Dear Reader, today we mark a solemn anniversary. On this day in 1942, William Faulkner, whose works to date (The Sound and the Fury, Light in August, Absalom, Absalom!) were not lucrative enough to keep body and soul knit together, embarked upon his screenwriting career. Yes. This happened.
Humphrey Bogart was the biggest box-office draw of the day and Warner Brothers thought the two would be unstoppable. But consider: Bogart was a chain smoker (hence, the eponymous rude habit of “bogarting” [don’t act like you don’t know what I mean]). How was he ever going to make it to the end of a Faulknerian sentence? In a phrase no one has ever used before: Hemingway to the rescue! WB put Faulkner to work doing film treatments of To Have and Have Not and then Chandler’s The Big Sleep. This was a boon for folks like me, who would otherwise never have endured Faulkner’s work in any form.
Surely, though, this was an aberration. Our society does not hold the written word in so light esteem that we’d make authors work for a living. Right? The sad truth follows:
1. Herman Melville, bank clerk
Whether he would prefer not to or no, Melville toiled at a bank in Albany, New York, beginning in 1832. Subsequent stints as English teacher and cabin boy proved equally unsatisfactory, so he boarded a merchant ship and went properly to sea. During his five-year voyage, he explored strange new worlds (including living with some cannibals in the Marquesas), sought out new life and new life forms (literally selling sea shells by the seashore in Tahiti), and was boldly imprisoned by mutineers.
Look how happy he is in this photo. Wearing a tie. Sitting in a chair. Having a table at elbow. He has landed the white whale of Indoorland. Well done, Herman.
2. George Orwell, policeman
The man TIME magazine would awkwardly hail as “Big Brother’s Father” one day enlisted (yes, that’s the correct word) in the Imperial Police at the age of 19 and went off to merry Mandalay, where he would be haunted by Mister de Winter’s first wife, Rebecca, (not true) and eventually catch a nice whiff of dengue fever (sadly, true).
Known for perfectly serviceable works such as 1984, Orwell most importantly crafted the definitive guide on the making of tea, lauded (properly) as among the mainstays of civilization. He was also a linguist and spoke 9 languages, including the Tibeto-Burman tonal language, Shaw-Karen.
So cruel was life to this man that he retreated to an abandoned building in the Inner Hebrides after the death of his wife (and after many unsuccessful attempts to replace her). Fortunately, he eventually contracted tuberculosis, which was extremely fashionable at the time. Do it to Julia, indeed.

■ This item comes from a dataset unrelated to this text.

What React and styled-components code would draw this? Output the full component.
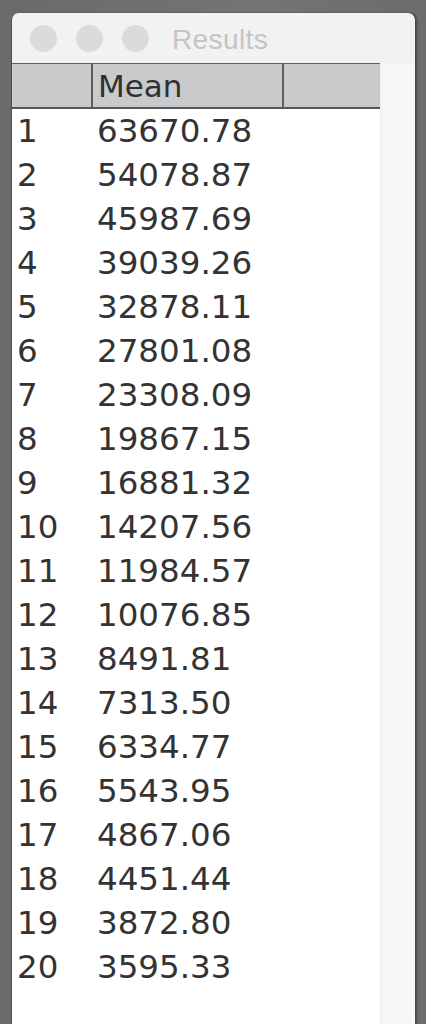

In this photo, he is doubtless wondering why he was not posted to Japan, where he might have picked up the proper technique for hara-kiri.
3. Kurt Vonnegut, car salesman
Did you really think these would get better? No Disney ads on this blog, Friend. (Dear Mr. Iger, I can make you a competitive offer.)
Kurt Vonnegut opened (not just sauntered into one Saturday morning, but opened) a Saab dealership in Barnstable, Massachusetts, five years after his first novel, Player Piano, was launched. He credited his lack of success at selling Saabs with the prejudice the Swedes displayed in withholding the Nobel.
This is a photo of Kurt visiting the air-raid shelter where he waited out the fire-bombing of Dresden as a POW, trying mightily to catch a little of Orwell’s complaint.
4. J.D. Salinger, your activities director
Nobody’s fool, J.D. tried to go about things the right way. But when his relationship with Oona O’Neill (daughter of Eugene O’Neill) went south, he had to get an honest job. I’m not sure he had to go whole hog and become the activities director for the MS Kungsholm, but it was a Swedish ship (seems he and Kurt were working the same angle).
Hard to imagine this fellow setting up the shuffleboard tourney. I’m seeing swaths of rye around the courts. And then, then, ohmygosh, people are just running off the edge of the ship! And no one can catch them, because J.D. has been so busy with the pinochle seatings that Holden Caulfield hasn’t been written yet. The horror!
There are more, many more: Agatha Christie as druggist’s assistant, James Joyce running a movie theater, Kerouac washing dishes and Burroughs killing bugs. Virginia Woolf may have had it worst of all. She became a publisher and it made her so cranky she rejected James Joyce. Not a date with Joyce, mind you, but Ulysses. She sold out eventually and killed herself three years later. Dangerous work, this writing life.
So, next time you breezily bypass some Great Work and think, “I’ll get it at the library,” remember: You are a party to this grave injustice. Writing is hard and writers need to eat—dust and cocaine, at a minimum. Go treat yourself, some lucky author, and the world and support your local bookstore (or massive online retailer).
The weekend’s coming. What will you read?